Introduction to Pandas

How this Pandas track works

Python playground — lessons use execution_profile: server_script. Snippets use import pandas as pd with in-memory DataFrames; install with pip install pandas numpy if the runner lacks them.
Tables first — Series, DataFrames, IO concepts, filtering, groupby, merges, time series, and performance—after NumPy arrays.
Prerequisites — finish Python, NumPy basics, and skim Data Science workflow. SQL helps for warehouse + pandas splits.
Pair with — SciPy for scientific routines, SQL for large aggregates, and AI for ML product context.

Run each lesson, inspect .shape, .dtypes, and .head() after every transform—habits that prevent silent data bugs.

Install on your device (macOS, Linux, Windows)

Install Python 3.11+ locally for notebooks and frameworks; the on-site playground uses the dev runner when enabled.

macOS

brew install python@3.12 or install from python.org (check “Add to PATH” on installers).
Create a project folder: mkdir ~/python-practice && cd ~/python-practice.
python3 -m venv .venv && source .venv/bin/activate
pip install --upgrade pip

Linux

Debian/Ubuntu: sudo apt update && sudo apt install -y python3 python3-pip python3-venv
Fedora: sudo dnf install -y python3 python3-pip
python3 -m venv .venv && source .venv/bin/activate
pip install --upgrade pip

Windows

Install from python.org and enable Add python.exe to PATH.
Or: winget install Python.Python.3.12
PowerShell: py -3 -m venv .venv; .\.venv\Scripts\Activate.ps1
pip install --upgrade pip

Verify: python3 --version (or py --version on Windows) shows 3.11+.
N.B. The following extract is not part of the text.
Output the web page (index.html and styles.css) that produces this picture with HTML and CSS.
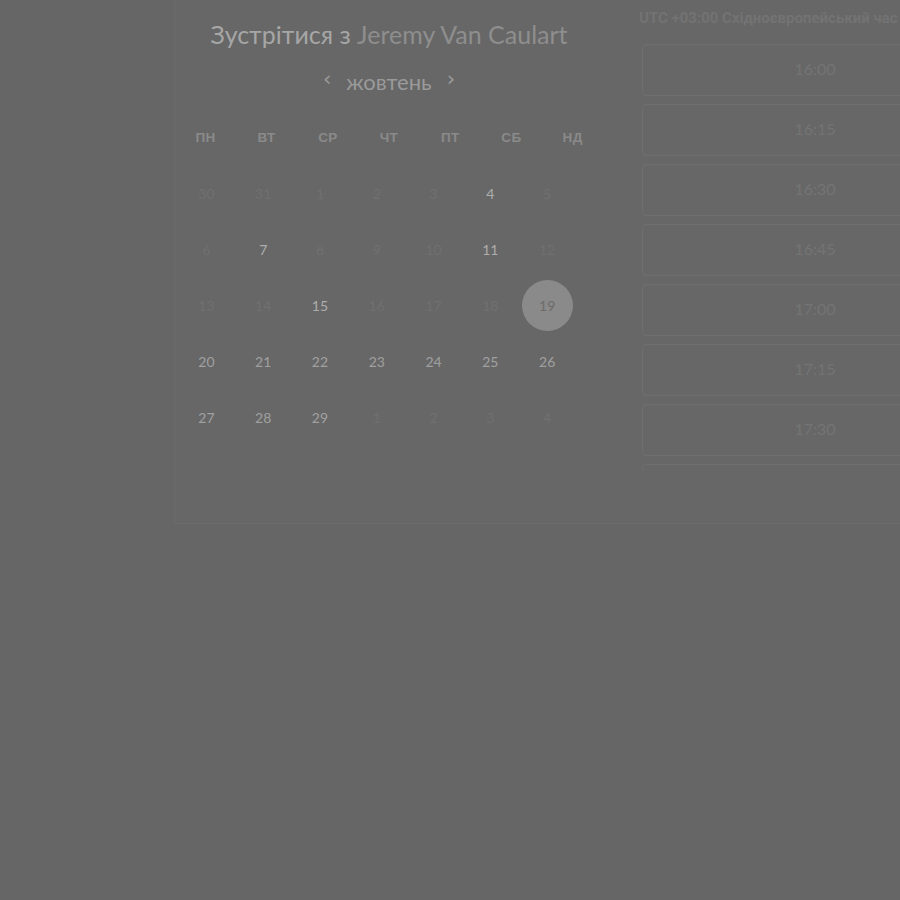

Run code on this site (Backend & language playgrounds)

Clone or open this project locally; copy .env.example to .env.
Ensure LEARNING_RUNNER_ENABLED=true and LEARNING_RUNNER_URL=http://127.0.0.1:9999/v1/execute.
Terminal 1: php artisan serve (or composer run dev for Laravel + Vite + runner together).
Terminal 2: npm run runner — keep it running while you click Run on server.

In your venv: pip install pandas

Pandas is Python's primary library for labeled tabular data. Its Series and DataFrame types sit on top of NumPy ndarrays and add row/column labels, file IO, groupby, merge, and time-series tools—essential after Python basics, NumPy, and Data Science workflow concepts.

Prerequisites and how this track works

Complete Python basics, NumPy intro, and skim Data Science intro for EDA and ethics context. Lessons run Python with execution_profile: server_script; Pandas and NumPy are pre-installed in the playground—no pip install needed here.

What you will learn

Creating and inspecting Series and DataFrame objects
Selection with loc/iloc, filtering, sorting, and missing data
Groupby, pivot, merge, concat, and duplicate handling
Categoricals, time series, rolling windows, and performance habits
How Pandas connects to NumPy, Matplotlib, scikit-learn, SciPy, and SQL

First run

import pandas as pd
import numpy as np

df = pd.DataFrame({
    'product': ['Widget', 'Gadget', 'Widget'],
    'price': [9.99, 14.50, 9.99],
    'qty': [10, 5, 8],
})
print('Pandas version:', pd.__version__)
print(df)
print('shape:', df.shape, 'columns:', list(df.columns))

Why Pandas after NumPy?

NumPy excels at homogeneous numeric arrays. Real analytics data has column names, mixed types, missing values, and joins across tables. Pandas adds labels and relational-style operations while keeping vectorized performance for numeric columns.

Important interview questions and answers

Q: Is Pandas required for data science?
A: Nearly always for tabular EDA and feature engineering in Python—sklearn and plotting libraries expect Pandas or ndarray inputs.
Q: What is a DataFrame?
A: A 2D labeled table: rows indexed (often 0..n-1), columns named, each column often backed by a 1D NumPy array.

Self-check

Which three tracks should you finish before deep Pandas work?
What two core Pandas types will you use most?

Challenge

First Pandas run in this track

Click Run with the default code.
Confirm the terminal shows DataFrame shape and column dtypes.
Filter one row or column and run again.

Done when: the terminal shows DataFrame output and your filter result.

Tip: Run the playground challenge—every lesson uses import pandas as pd and import numpy as np.

Interview prep

Prerequisite?: Python basics (/python/intro), NumPy (/numpy/intro), and data science workflow (/data-science/intro).
Core types?: Series (1D labeled) and DataFrame (2D labeled table).
Next tracks?: SciPy (/scipy/intro) for scientific algorithms; SQL (/sql/intro) for warehouse-scale queries.